As I am sure you are aware on 23rd June 2016 the UK held a referendum to determine whether it would remain a part of the European Union. Over 30 million people turned out to vote with 52% voting to leave the EU. To date we don’t know what to expect and how our lives will change. Some people however, knew immediately. J J Marsh was one of those people:
J J Marsh and the Brexit Effect
I’m almost 20,000 words into Lone Wolf, the sixth novel in my European crime series.
But on Friday 23 June, everything changed.
In addition to all the other (rather more significant) implications of the Brexit vote, this book is no longer viable.
The Beatrice Stubbs books so far have shared a common element – the setting as a character in its own right. My main character – the eponymous Beatrice Stubbs – has tracked a serial killer in Zurich, Switzerland; caught smugglers off the coast of Wales; uncovered wine fraud in the Rioja country of Spain; investigated murder on a cruise ship in the Greek islands and pursued organised art theft in wintry Germany. The books immerse the reader in the place: the food and drink, scents and scenery, and the essence of ‘otherness’ which makes a location special.
Lone Wolf was intended to be a tip of the hat to Agatha Christie and the classic murder mystery. A group of people gather in an English country house and someone dies an untimely death. Everyone is under suspicion.

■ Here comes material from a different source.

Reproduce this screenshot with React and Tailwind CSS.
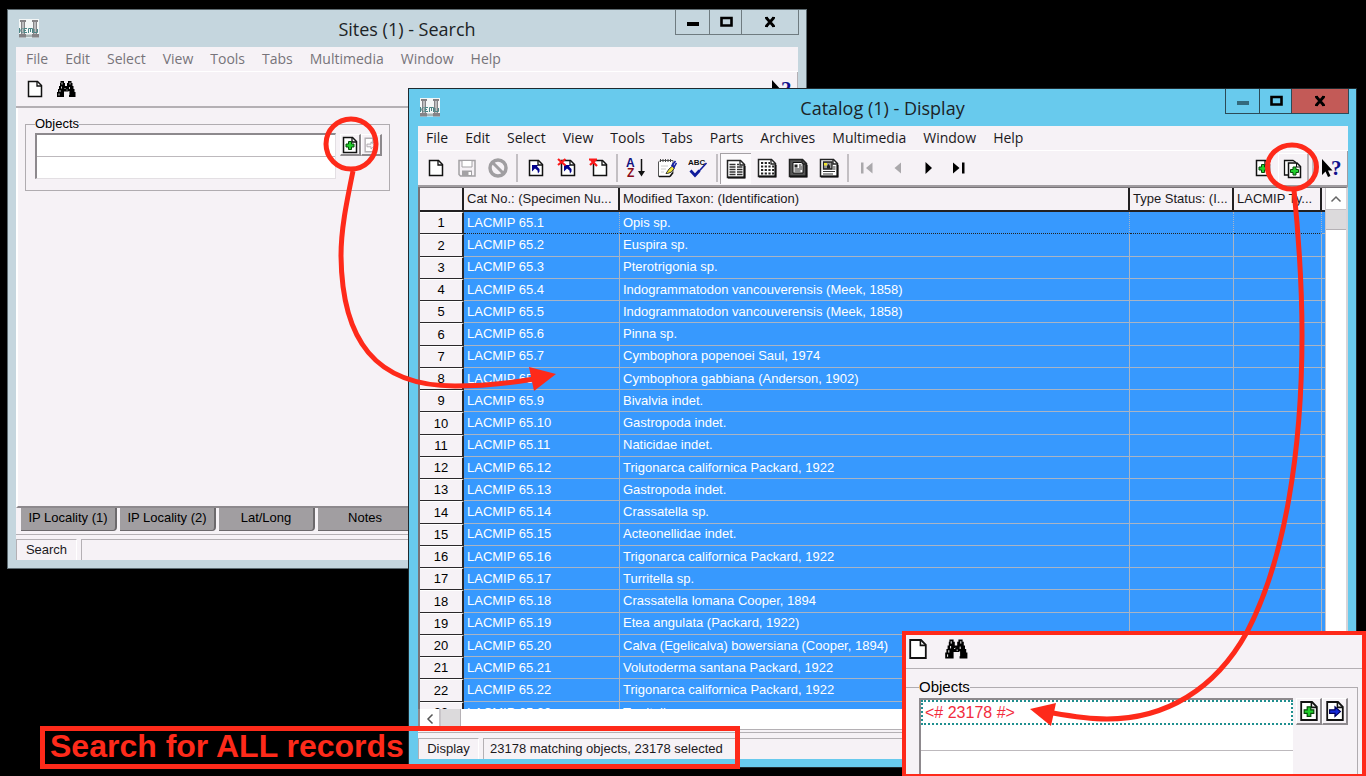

But my twist was that the gathering is a convention of detectives from all over the European Union, aiming to share ideas and practice. So instead of Poirot arriving at a house full of suspects, 27 detectives have to find out which one of them killed the 28th.
After Brexit, the only way that will work is if I go for bitter irony.
In addition, this book was due out in November. No one has any idea where we will be at that time. Will there be a new Prime Minister? Will s/he have triggered Article 50 and begun the divorce process? Whatever the circumstances, it is impossible for a convention of European police officers not to discuss the political events affecting all of them. This becomes even more pertinent if they are in Britain.
There’s one other reason I’m scrapping the Devonshire country house as my setting and relocating the whole story to Portugal. One of the more emotional arguments posed by the Leave campaign was the notion of returning to ‘the good old days’, a rose-tinted 1950s Britain, where old ladies ride bicycles and apple-cheeked children play on the village green.
Whereas the reality of what this referendum has created is a deeply divided society in which the idea of ‘little England’ leaves more of a sour taste than sweet nostalgia.
My books are written to allow the reader to escape reality, to get swept up in a story, in a place, in the characters and forget what’s on the news. In the current climate, my story idea is simply too close to home.
So Beatrice Stubbs of Scotland Yard is packing her plot, characters and premise to get on a flight to Porto. And I have got a lot of work to do. It means publication day will be pushed back to next year, but on the bright side, just think of all that research.
Glass of port, anyone?
Thank you so much for this post Jill. My heart goes out to you, all that hard work and then the outcome of the referendum knocks you sideways. No matter where it is set or what changes have to be made, it sounds a wonderful plot.
As a child, Jill read so obsessively she got kicked out of the school library. But her passion for words continued. She graduated in English Literature and Theatre Studies from the University of Wales and set up a theatre company.
Since then, as an actor, director, teacher, writer and journalist, she’s worked in fifteen countries. She learnt something from each one.
Now, with her husband and three dogs, Jill lives in Switzerland, a country with four languages and mountains of new words.
She works as a language trainer all over Europe, collaborates with Nuance Words and Triskele Books, and contributes regularly to Words with JAM magazine. But most of the time, she writes. And reads.